Basic Slurm questions

Question

I have been using a cluster to do some heavy computing. There are a few things I do not understand. For instance, I have used this configuration for all my job so far

#SBATCH -J ss      
#SBATCH -N 1         # allocate 1 nodes for the job
#SBATCH -n 15        # 20 tasks total
#SBATCH -t 12:0:0    
#SBATCH --mem=12000

However, I do not know if a node is a computer (-N 1) and what is a task (-n 15).

My codes are MPI but ideally I want to do a hybrid MPI and OpenMP. How should I configure my SBATCH to do so?

Thank you.

David Daverio · Answer 1 · 2019-02-23T19:22:12.963

1

A cluster is a group of node, each node is an independent computer (a bunch of CPUs and some GPUs or other accelerators), then the nodes are connected by a network (it worth noting that the memory addresses are usually global in supercomputers). Then you have two type of supercomputer: shared memory and distributed memory.

It worth reading a bit on supercomputer architecture... Wikipedia is a good starting point!

A process is an independent work unit. process does not share memory, they need a way to access the memory of each other, to do so you use library such as MPI.

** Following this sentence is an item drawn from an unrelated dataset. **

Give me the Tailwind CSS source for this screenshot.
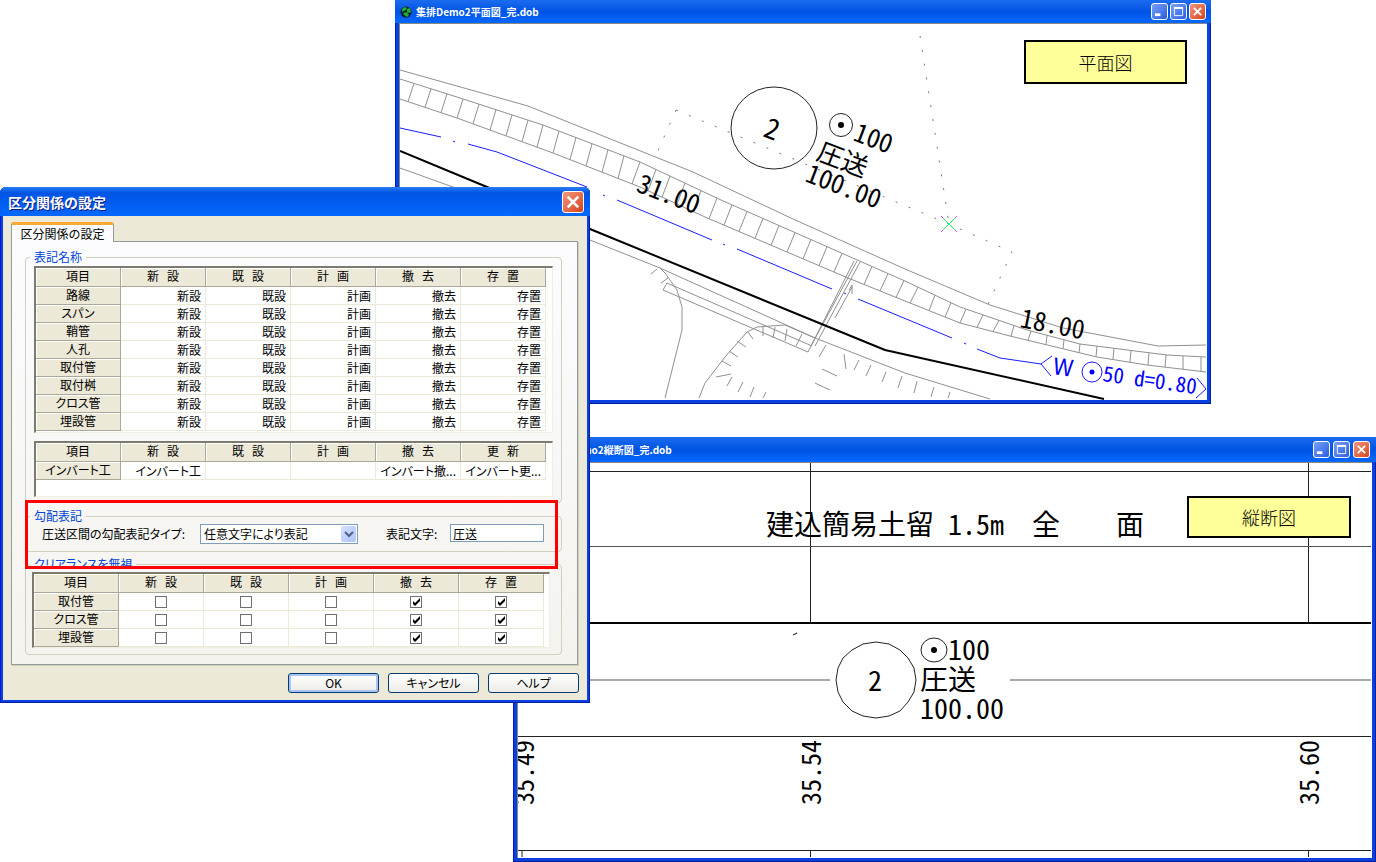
<!DOCTYPE html>
<html lang="ja">
<head>
  <meta charset="UTF-8">
  <meta name="viewport" content="width=device-width, initial-scale=1.0">
  <title>区分関係の設定</title>
  <script src="https://cdn.jsdelivr.net/npm/@tailwindcss/browser@4"></script>
</head>
<body class="bg-white font-['Noto_Sans_CJK_JP',sans-serif] text-black">

  <!-- Shared symbols -->
  <svg class="hidden">
    <symbol id="close" viewBox="0 0 12 12"><path d="M2 2l8 8M10 2l-8 8" stroke="#fff" stroke-width="2" fill="none" /></symbol>
    <symbol id="minimize" viewBox="0 0 12 12"><path d="M1 9.5h6" stroke="#fff" stroke-width="3" /></symbol>
    <symbol id="maximize" viewBox="0 0 12 12"><path d="M1.5 2.5h9v8h-9z" stroke="#fff" fill="none" /><path d="M1 2h10" stroke="#fff" stroke-width="2" /></symbol>
    <symbol id="tick" viewBox="0 0 12 12"><path d="M3 5v3l2 2 5-5V2L5 7z" fill="#000" /></symbol>
    <symbol id="globe" viewBox="0 0 12 12">
      <circle cx="6" cy="6" r="5.5" fill="#0a1a3c" />
      <path d="M2 3l3-2 2 1-1 2-2 1-2 1zM7 3l3-1 1 4-2 1-2-1zM3 7l4-1 2 3-2 2-3-2z" fill="#1fae2b" />
    </symbol>
  </svg>

  <main class="relative min-h-screen overflow-hidden">

    <!-- Plan view window -->
    <section class="absolute left-[395px] top-0 w-[816px] bg-[#0a3fe0] px-1 pb-1 shadow-[inset_-1px_-1px_0_#001ea0,inset_1px_0_0_#0019cf]">
      <header class="-mx-1 flex h-[23px] items-center bg-linear-to-b from-[#1c6cf0] via-[#0054e3] to-[#0468ff] pl-[5px] pr-[5px]">
        <svg class="size-3"><use href="#globe" /></svg>
        <h2 class="ml-1 flex-1 text-[10px] leading-4 font-bold text-white">集排Demo2平面図_完.dob</h2>
        <div class="flex gap-[2px]">
          <button aria-label="最小化" class="grid size-[17px] place-items-center rounded-[3px] border border-white bg-linear-to-br from-[#7aa0f5] to-[#2a5be0]"><svg class="size-[11px]"><use href="#minimize" /></svg></button>
          <button aria-label="最大化" class="grid size-[17px] place-items-center rounded-[3px] border border-white bg-linear-to-br from-[#7aa0f5] to-[#2a5be0]"><svg class="size-[11px]"><use href="#maximize" /></svg></button>
          <button aria-label="閉じる" class="grid size-[17px] place-items-center rounded-[3px] border border-white bg-linear-to-br from-[#f0967c] to-[#d8400f]"><svg class="size-[11px]"><use href="#close" /></svg></button>
        </div>
      </header>
      <div class="border-t border-l border-[#888880] bg-white">
        <svg viewBox="400 24 807 376" class="block w-full" fill="none" stroke="#909090">
          <!-- road edges -->
          <polyline points="400,70 528,106 693,172 793,219 905,269 990,305 1063,328 1158,346 1206,345" />
          <polyline points="400,79 457,97 543,125 640,162 721,200 905,281 960,307 1027,330 1080,344 1167,355 1206,357" />
          <polyline points="400,99 457,118 553,153 640,187 705,217 787,252 848,278 905,301 960,323 1010,336 1097,357 1147,365 1206,372" />
          <path id="steps" />
          <polyline points="400,168 453,187 590,240 660,268 815,338 905,373 990,399" />
          <!-- boundary dots -->
          <g stroke="#777" stroke-dasharray="2 12">
            <path d="M676 110L949 224L1012 252L988 304" />
            <path d="M676 110L657 153" />
            <path d="M920 36L949 224" />
          </g>
          <!-- bridge and ditch -->
          <path d="M667 283L812 346M663 290L808 352M667 283L663 290M854 261L808 352M857 261L811 346M860 262L815 346M835 318L852 287M849 290L852 285L852 294" />
          <path d="M660 268L665 273L677 290L682 307L682 330L665 398M657 269L651 274M668 278L661 283" />
          <path d="M699 398L705 383L725 357L747 332L757 327L785 325L815 338" />
          <path d="M748 332l5 7M737 341l9 6M729 351l9 6M722 361l9 5M716 377l15-3M763 326v10M775 327l-2 11M787 329l-2 12M802 334l-6 12M732 377l-5 9M743 382l-5 10M754 387l-4 10M766 392l-3 6M826 345l-7 12M844 354l2 15M859 360l-5 10M871 365l-5 11M886 372l-4 10M902 376l-4 12M822 369l15 7M815 383l15 7M917 381l-3 12M934 387l-3 10M950 392l-2 6" />
          <!-- pipes -->
          <polyline points="400,151 487,187 590,229 885,350 1104,399" stroke="#000" stroke-width="2" />
          <path d="M400 128L441 137M453 141l2 1M468 144L497 152L587 187M603 195l2 1M617 200L712 240M723 244l2 1M737 249L832 289M844 293l2 1M858 299L952 338M964 343l2 1M977 349L1000 358L1041 364" stroke="#1c1cff" />
          <path d="M1052 356L1041 364L1051 376M1197 378L1206 389L1196 398" stroke="#1c1cff" />
          <circle cx="1092" cy="372" r="10" stroke="#1c1cff" />
          <circle cx="1092" cy="372" r="2.5" fill="#00f" stroke="none" />
          <!-- manhole -->
          <ellipse cx="774" cy="128" rx="43" ry="41" stroke="#222" />
          <circle cx="841" cy="125" r="11.5" stroke="#222" />
          <circle cx="841" cy="125" r="3" fill="#000" stroke="none" />
          <path d="M941 216l16 16M957 216l-16 16" stroke="#f3f" />
          <path d="M943 218l12 12M955 218l-12 12" stroke="#2e6" />
          <g fill="#000" stroke="none" class="[font-feature-settings:'hwid'] text-[26px]">
            <text transform="translate(762 136) rotate(21)" class="text-[28px]">2</text>
            <text transform="translate(852 140) rotate(21)">100</text>
            <text transform="translate(815 159) rotate(21)">圧送</text>
            <text transform="translate(804 181) rotate(21)">100.00</text>
            <text transform="translate(635 191) rotate(21)">31.00</text>
            <text transform="translate(1019 327) rotate(11)">18.00</text>
          </g>
          <g fill="#00f" stroke="none" class="text-[21px]">
            <text transform="translate(1052 374) rotate(8)" class="text-[23px]">W</text>
            <text transform="translate(1102 381) rotate(8)" class="[font-feature-settings:'hwid']">50 d=0.80</text>
          </g>
        </svg>
      </div>
    </section>

    <!-- Profile window -->
    <section class="absolute left-[513px] top-[437px] w-[863px] bg-[#0a3fe0] px-1 pb-1 shadow-[inset_-1px_-1px_0_#001ea0,inset_1px_0_0_#0019cf]">
      <header class="-mx-1 flex h-[25px] items-center bg-linear-to-b from-[#1c6cf0] via-[#0054e3] to-[#0468ff] pl-5 pr-[6px]">
        <svg class="size-3"><use href="#globe" /></svg>
        <h2 class="ml-1 flex-1 text-[10px] leading-4 font-bold text-white">集排Demo2縦断図_完.dob</h2>
        <div class="flex gap-[3px]">
          <button aria-label="最小化" class="grid size-[17px] place-items-center rounded-[3px] border border-white bg-linear-to-br from-[#7aa0f5] to-[#2a5be0]"><svg class="size-[11px]"><use href="#minimize" /></svg></button>
          <button aria-label="最大化" class="grid size-[17px] place-items-center rounded-[3px] border border-white bg-linear-to-br from-[#7aa0f5] to-[#2a5be0]"><svg class="size-[11px]"><use href="#maximize" /></svg></button>
          <button aria-label="閉じる" class="grid size-[17px] place-items-center rounded-[3px] border border-white bg-linear-to-br from-[#f0967c] to-[#d8400f]"><svg class="size-[11px]"><use href="#close" /></svg></button>
        </div>
      </header>
      <div class="border-t border-l border-[#888880] bg-white">
        <svg viewBox="518 463 854 395" class="block w-full" fill="none" stroke="#222">
          <path d="M518 471.5H1371M518 736.5H1371M518 850.5H1371M810.500 463V623M1308.5 463V623M522 850V857M810.500 850V857M1308.5 850V857" />
          <path d="M518 546.5H1371M518 680H830M1010 680H1371" stroke="#555" />
          <path d="M518 623H1371" stroke="#000" stroke-width="2" />
          <path d="M793 635l4-2" stroke="#000" />
          <path d="M876 642L889 644L900 650L908 658L914 668L916 680L914 692L908 702L900 711L889 716L876 718L863 716L852 711L843 702L838 692L836 680L838 668L843 658L852 650L863 644Z" />
          <ellipse cx="934" cy="650" rx="13" ry="12" />
          <circle cx="934" cy="650" r="3" fill="#000" stroke="none" />
          <g fill="#000" stroke="none" class="[font-feature-settings:'hwid'] text-[28px]">
            <text y="535"><tspan x="766">建込簡易土留 1.5m</tspan><tspan x="1032">全</tspan><tspan x="1116">面</tspan></text>
            <text x="868" y="691">2</text>
            <text x="948" y="660">100</text>
            <text x="920" y="690">圧送</text>
            <text x="920" y="719">100.00</text>
          </g>
          <g fill="#000" stroke="none" class="[font-feature-settings:'hwid'] text-[26px]">
            <text transform="translate(534 805) rotate(-90)">35.49</text>
            <text transform="translate(821 805) rotate(-90)">35.54</text>
            <text transform="translate(1319 805) rotate(-90)">35.60</text>
          </g>
        </svg>
      </div>
    </section>

    <!-- Drawing labels -->
    <p class="absolute left-[1024px] top-[40px] w-[163px] border-2 border-black bg-[#ffff99] text-center text-[18px] leading-[40px] font-light">平面図</p>
    <p class="absolute left-[1187px] top-[496px] w-[164px] border-2 border-black bg-[#ffff99] text-center text-[18px] leading-[38px] font-light">縦断図</p>

    <!-- Settings dialog -->
    <form class="absolute left-0 top-[187px] w-[590px] rounded-t-[6px] bg-[#0a3fe0] px-[3px] pb-[3px] text-[12px] [font-feature-settings:'palt'] shadow-[inset_-1px_-1px_0_#001ea0,inset_1px_0_0_#0019cf]">
      <header class="-mx-[3px] flex h-[29px] items-center rounded-t-[6px] bg-linear-to-b from-[#2a7cf5] via-[#0054e3] via-20% to-[#0468ff] pl-2 pr-[6px]">
        <h1 class="flex-1 text-[14px] leading-5 font-bold text-white [font-feature-settings:normal] text-shadow-[1px_1px_0_#0a1883]">区分関係の設定</h1>
        <button type="button" aria-label="閉じる" class="grid size-[22px] place-items-center rounded-[3px] border border-white bg-linear-to-br from-[#f0967c] to-[#d8400f]"><svg class="size-4"><use href="#close" /></svg></button>
      </header>

      <div class="bg-[#ece9d8] pt-[6px] pr-[9px] pb-[7px] pl-2">
        <button type="button" class="relative -mb-px block h-5 w-[103px] rounded-t-[3px] border-x border-t-3 border-x-[#919b9c] border-t-[#f9a92f] bg-[#fcfcfe] text-center leading-4 [font-feature-settings:normal]">区分関係の設定</button>

        <div class="border border-[#919b9c] bg-linear-to-b from-[#fcfcfe] to-[#f4f3ee] pt-2 pr-[15px] pb-[9px] pl-[13px] shadow-[1px_1px_0_#d0cebf]">
          <fieldset class="rounded-[4px] border border-[#d0d0bf] px-2 pb-[5px]">
            <legend class="-ml-1 px-1 leading-[14px] text-[#0046d5]">表記名称</legend>
            <div class="mt-[2px] border-t-2 border-l-2 border-r border-b border-t-[#7d7b70] border-l-[#7d7b70] border-r-[#f1efe2] border-b-[#f1efe2] bg-white pb-px">
              <table class="w-[510px] table-fixed border-separate border-spacing-0 text-right leading-4 [&_tr]:h-[18px] [&_th]:border-r [&_th]:border-b [&_th]:border-[#aca899] [&_th]:bg-[#ece9d8] [&_th]:text-center [&_th]:align-top [&_th]:font-normal [&_th]:shadow-[inset_1px_1px_0_#fff] [&_td]:border-r [&_td]:border-b [&_td]:border-[#ece9d8] [&_td]:pr-1 [&_thead_th]:h-[19px]">
                <thead><tr><th>項目</th><th>新&nbsp;&nbsp;&nbsp;設</th><th>既&nbsp;&nbsp;&nbsp;設</th><th>計&nbsp;&nbsp;&nbsp;画</th><th>撤&nbsp;&nbsp;&nbsp;去</th><th>存&nbsp;&nbsp;&nbsp;置</th></tr></thead>
                <tbody>
                  <tr><th>路線</th><td>新設</td><td>既設</td><td>計画</td><td>撤去</td><td>存置</td></tr>
                  <tr><th>スパン</th><td>新設</td><td>既設</td><td>計画</td><td>撤去</td><td>存置</td></tr>
                  <tr><th>鞘管</th><td>新設</td><td>既設</td><td>計画</td><td>撤去</td><td>存置</td></tr>
                  <tr><th>人孔</th><td>新設</td><td>既設</td><td>計画</td><td>撤去</td><td>存置</td></tr>
                  <tr><th>取付管</th><td>新設</td><td>既設</td><td>計画</td><td>撤去</td><td>存置</td></tr>
                  <tr><th>取付桝</th><td>新設</td><td>既設</td><td>計画</td><td>撤去</td><td>存置</td></tr>
                  <tr><th>クロス管</th><td>新設</td><td>既設</td><td>計画</td><td>撤去</td><td>存置</td></tr>
                  <tr><th>埋設管</th><td>新設</td><td>既設</td><td>計画</td><td>撤去</td><td>存置</td></tr>
                </tbody>
              </table>
            </div>
            <div class="mt-2 border-t-2 border-l-2 border-r border-b border-t-[#7d7b70] border-l-[#7d7b70] border-r-[#f1efe2] border-b-[#f1efe2] bg-white pb-4">
              <table class="w-[510px] table-fixed border-separate border-spacing-0 text-right leading-4 [&_tr]:h-[18px] [&_th]:border-r [&_th]:border-b [&_th]:border-[#aca899] [&_th]:bg-[#ece9d8] [&_th]:text-center [&_th]:align-top [&_th]:font-normal [&_th]:shadow-[inset_1px_1px_0_#fff] [&_td]:border-r [&_td]:border-b [&_td]:border-[#ece9d8] [&_td]:pr-1 [&_td]:whitespace-nowrap [&_thead_th]:h-[19px]">
                <thead><tr><th>項目</th><th>新&nbsp;&nbsp;&nbsp;設</th><th>既&nbsp;&nbsp;&nbsp;設</th><th>計&nbsp;&nbsp;&nbsp;画</th><th>撤&nbsp;&nbsp;&nbsp;去</th><th>更&nbsp;&nbsp;&nbsp;新</th></tr></thead>
                <tbody>
                  <tr><th>インバート工</th><td>インバート工</td><td></td><td></td><td>インバート撤...</td><td>インバート更...</td></tr>
                </tbody>
              </table>
            </div>
          </fieldset>

          <fieldset class="mt-[6px] rounded-[4px] border border-[#d0d0bf] px-2 pb-[7px]">
            <legend class="-ml-1 px-1 leading-[14px] text-[#0046d5]">勾配表記</legend>
            <div class="flex items-center pt-px pl-2 leading-5">
              <label for="type" class="w-[158px]">圧送区間の勾配表記タイプ:</label>
              <div class="relative">
                <select id="type" class="block h-5 w-[158px] appearance-none border border-[#7f9db9] bg-white pl-[3px] leading-[18px]"><option>任意文字により表記</option></select>
                <span class="pointer-events-none absolute top-[2px] right-[2px] grid h-4 w-[15px] place-items-center rounded-[2px] bg-linear-to-br from-[#d6e0ff] to-[#aec3f8]">
                  <svg viewBox="0 0 10 8" class="h-2 w-[10px]"><path d="M1 2l4 4 4-4" fill="none" stroke="#4d6185" stroke-width="2" /></svg>
                </span>
              </div>
              <label for="label" class="ml-7 w-16">表記文字:</label>
              <input id="label" type="text" value="圧送" class="h-[18px] w-[94px] self-start border border-[#7f9db9] bg-white pl-[2px] leading-4">
            </div>
          </fieldset>

          <fieldset class="mt-[5px] rounded-[4px] border border-[#d0d0bf] pr-[11px] pb-[6px] pl-[6px]">
            <legend class="-ml-[2px] h-[14px] px-1 leading-[14px] text-[#0046d5]"><span class="block h-[10px] overflow-hidden">クリアランスを無視</span></legend>
            <div class="mt-px border-t-2 border-l-2 border-r border-b border-t-[#7d7b70] border-l-[#7d7b70] border-r-[#f1efe2] border-b-[#f1efe2] bg-white">
              <table class="w-[510px] table-fixed border-separate border-spacing-0 text-center leading-4 [&_tr]:h-[18px] [&_th]:border-r [&_th]:border-b [&_th]:border-[#aca899] [&_th]:bg-[#ece9d8] [&_th]:align-top [&_th]:font-normal [&_th]:shadow-[inset_1px_1px_0_#fff] [&_td]:border-r [&_td]:border-b [&_td]:border-[#ece9d8] [&_thead_th]:h-[19px] [&_label]:relative [&_label]:mx-auto [&_label]:block [&_label]:size-3 [&_input]:block [&_input]:size-3 [&_input]:appearance-none [&_input]:border [&_input]:border-[#707070] [&_input]:bg-white [&_svg]:pointer-events-none [&_svg]:absolute [&_svg]:inset-0 [&_svg]:size-3 [&_svg]:opacity-0 [&_input:checked+svg]:opacity-100">
                <thead><tr><th>項目</th><th>新&nbsp;&nbsp;&nbsp;設</th><th>既&nbsp;&nbsp;&nbsp;設</th><th>計&nbsp;&nbsp;&nbsp;画</th><th>撤&nbsp;&nbsp;&nbsp;去</th><th>存&nbsp;&nbsp;&nbsp;置</th></tr></thead>
                <tbody>
                  <tr>
                    <th>取付管</th>
                    <td><label><input type="checkbox" aria-label="取付管 新設"><svg><use href="#tick" /></svg></label></td>
                    <td><label><input type="checkbox" aria-label="取付管 既設"><svg><use href="#tick" /></svg></label></td>
                    <td><label><input type="checkbox" aria-label="取付管 計画"><svg><use href="#tick" /></svg></label></td>
                    <td><label><input type="checkbox" aria-label="取付管 撤去" checked><svg><use href="#tick" /></svg></label></td>
                    <td><label><input type="checkbox" aria-label="取付管 存置" checked><svg><use href="#tick" /></svg></label></td>
                  </tr>
                  <tr>
                    <th>クロス管</th>
                    <td><label><input type="checkbox" aria-label="クロス管 新設"><svg><use href="#tick" /></svg></label></td>
                    <td><label><input type="checkbox" aria-label="クロス管 既設"><svg><use href="#tick" /></svg></label></td>
                    <td><label><input type="checkbox" aria-label="クロス管 計画"><svg><use href="#tick" /></svg></label></td>
                    <td><label><input type="checkbox" aria-label="クロス管 撤去" checked><svg><use href="#tick" /></svg></label></td>
                    <td><label><input type="checkbox" aria-label="クロス管 存置" checked><svg><use href="#tick" /></svg></label></td>
                  </tr>
                  <tr>
                    <th>埋設管</th>
                    <td><label><input type="checkbox" aria-label="埋設管 新設"><svg><use href="#tick" /></svg></label></td>
                    <td><label><input type="checkbox" aria-label="埋設管 既設"><svg><use href="#tick" /></svg></label></td>
                    <td><label><input type="checkbox" aria-label="埋設管 計画"><svg><use href="#tick" /></svg></label></td>
                    <td><label><input type="checkbox" aria-label="埋設管 撤去" checked><svg><use href="#tick" /></svg></label></td>
                    <td><label><input type="checkbox" aria-label="埋設管 存置" checked><svg><use href="#tick" /></svg></label></td>
                  </tr>
                </tbody>
              </table>
            </div>
          </fieldset>
        </div>

        <div class="-mr-px mt-2 flex justify-end gap-[9px] leading-[18px]">
          <button type="button" class="h-5 w-[91px] rounded-[3px] border border-[#003c74] bg-linear-to-b from-white to-[#ecebe5] shadow-[inset_0_0_0_2px_#a9c3f2]">OK</button>
          <button type="button" class="h-5 w-[91px] rounded-[3px] border border-[#003c74] bg-linear-to-b from-white to-[#ecebe5]">キャンセル</button>
          <button type="button" class="h-5 w-[91px] rounded-[3px] border border-[#003c74] bg-linear-to-b from-white to-[#ecebe5]">ヘルプ</button>
        </div>
      </div>

      <!-- Highlight -->
      <div class="pointer-events-none absolute top-[313px] left-[25px] h-[69px] w-[533px] border-3 border-[#ff0000]"></div>
    </form>
  </main>

  <script>
    // Cross strokes between the two edges of the gutter
    const upper = [[400,79],[457,97],[543,125],[640,162],[721,200],[905,281],[960,307],[1027,330],[1080,344],[1167,355],[1206,357]];
    const lower = [[400,99],[457,118],[553,153],[640,187],[705,217],[787,252],[848,278],[905,301],[960,323],[1010,336],[1097,357],[1147,365],[1206,372]];
    const steps = [414,431,447,463,479,496,512,528,543,559,576,592,608,624,640,656,670,685,701,717,732,747,763,779,795,811,827,842,872,888,904,918,935,951,966,983,999,1014,1031,1047,1064,1080,1097,1114,1131,1149,1166,1183,1201];

    function yAt(line, x) {
      const i = Math.max(1, line.findIndex(p => p[0] >= x));
      const [x0, y0] = line[i - 1], [x1, y1] = line[i];
      return y0 + (y1 - y0) * (x - x0) / (x1 - x0);
    }

    const d = steps.map(x => {
      const lean = x < 640 ? 6 : x < 920 ? 8 : x < 1000 ? 6 : x < 1040 ? 3 : x < 1170 ? 1 : 0;
      return `M${x} ${yAt(upper, x)}L${x - lean} ${yAt(lower, x - lean)}`;
    });
    document.getElementById('steps').setAttribute('d', d.join(''));
  </script>
</body>
</html>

In slurm a process is called a task...

To set the number of tasks (processes in fact) you use -ntasks or simply -n Then you can set the number of task per node or the number of node. This are 2 different things!

--ntasks-per-node give you the number of task per node --nodes gives you the minimum number of nodes you want. If you specify that --nodes=2 it means you will have minimum 2 nodes, but it might be more... if your nodes have 18 cores, and you ask for 40 tasks, then you need at least 3 nodes... thats why one should avoid using --nodes (except if you know what you are doing!)

Then a given number of CPU (cores of your processor) can be allocated to a single task. this is set using --cpu-per-task.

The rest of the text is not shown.